Here Julia sought to exonerate all preresiduary gifts and bequests as well as the legacies to be first paid from the residuary estate from payment of any estate taxes and apportionment thereof, directing payment to be made out of the residue of her residuary estate. A somewhat similar tax payment clause was construed in Matter of Shubert (10 N Y 2d 461). It was there pointed out that the will did not contain a direction against apportionment of estate taxes within the residuary estate and that, in the absence of an unambiguous direction against intraresiduary apportionment, the statutory mandate calling for apportionment was to be applied to the elements comprising the residuary estate. The court cited numerous cases to the effect that “ a general direction that all estate or inheritance taxes be paid out of the residue is not the equivalent of a direction against proration within the residue itself ” (p. 471).

Thus, any portion of the residue which is not required to be included in the gross tax estate of a decedent may not, under such a general direction, be charged with any portion of the estate tax payable with respect to decedent’s gross tax estate. Actually, Julia expressly referred in her tax payment clause to “ any such tax that may become payable by reason of my death with respect to the property comprising my gross estate for tax *1037purposes.” Since the inter vivos trust fund was not includible in her gross estate for tax purposes, no portion of her estate tax could be allocated to it under her tax payment clause.

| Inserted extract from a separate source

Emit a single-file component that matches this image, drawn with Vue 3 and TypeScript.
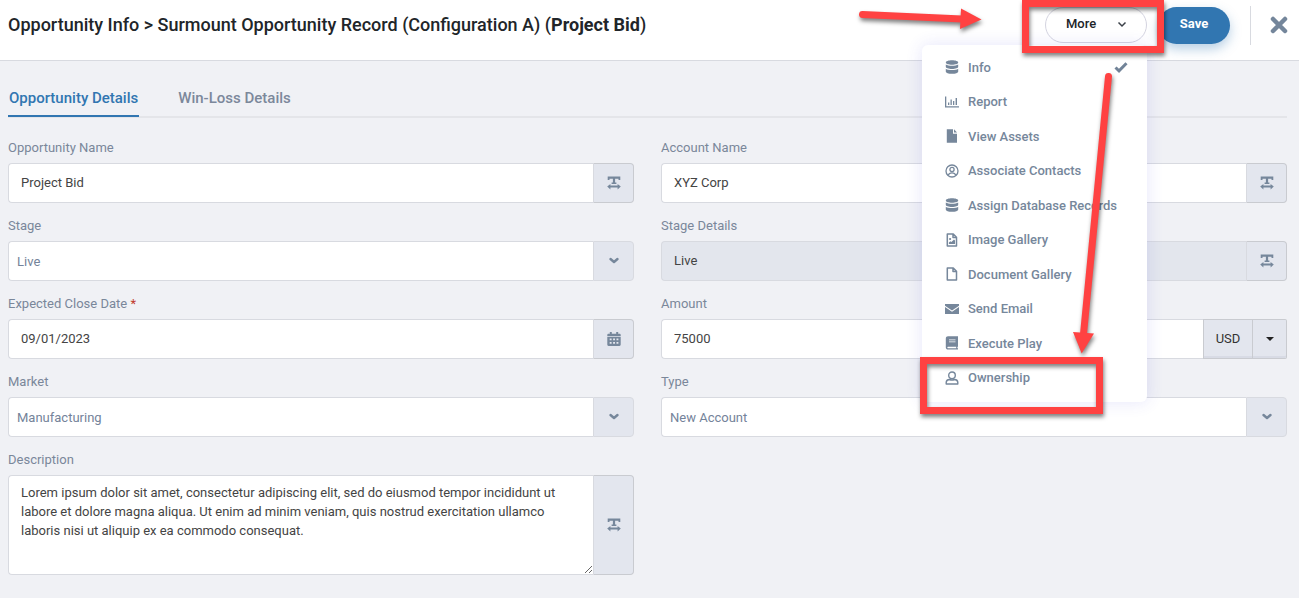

Although that clause could have been drawn so as to clearly and explicitly exclude this trust fund from being applied in payment of her estate taxes and remove any doubts, the court has determined upon this review of the problem that that is the legal effect of the clause in her will. Declaration of the validity of her exercise of this power carries out both her expressed intention and the intention of the settlor to provide her with a power of appointment not taxable in her estate.

Now, regarding the account, the guardians’ reports find it to be unobjectionable and no objections have been filed by any party. It is settled and allowed.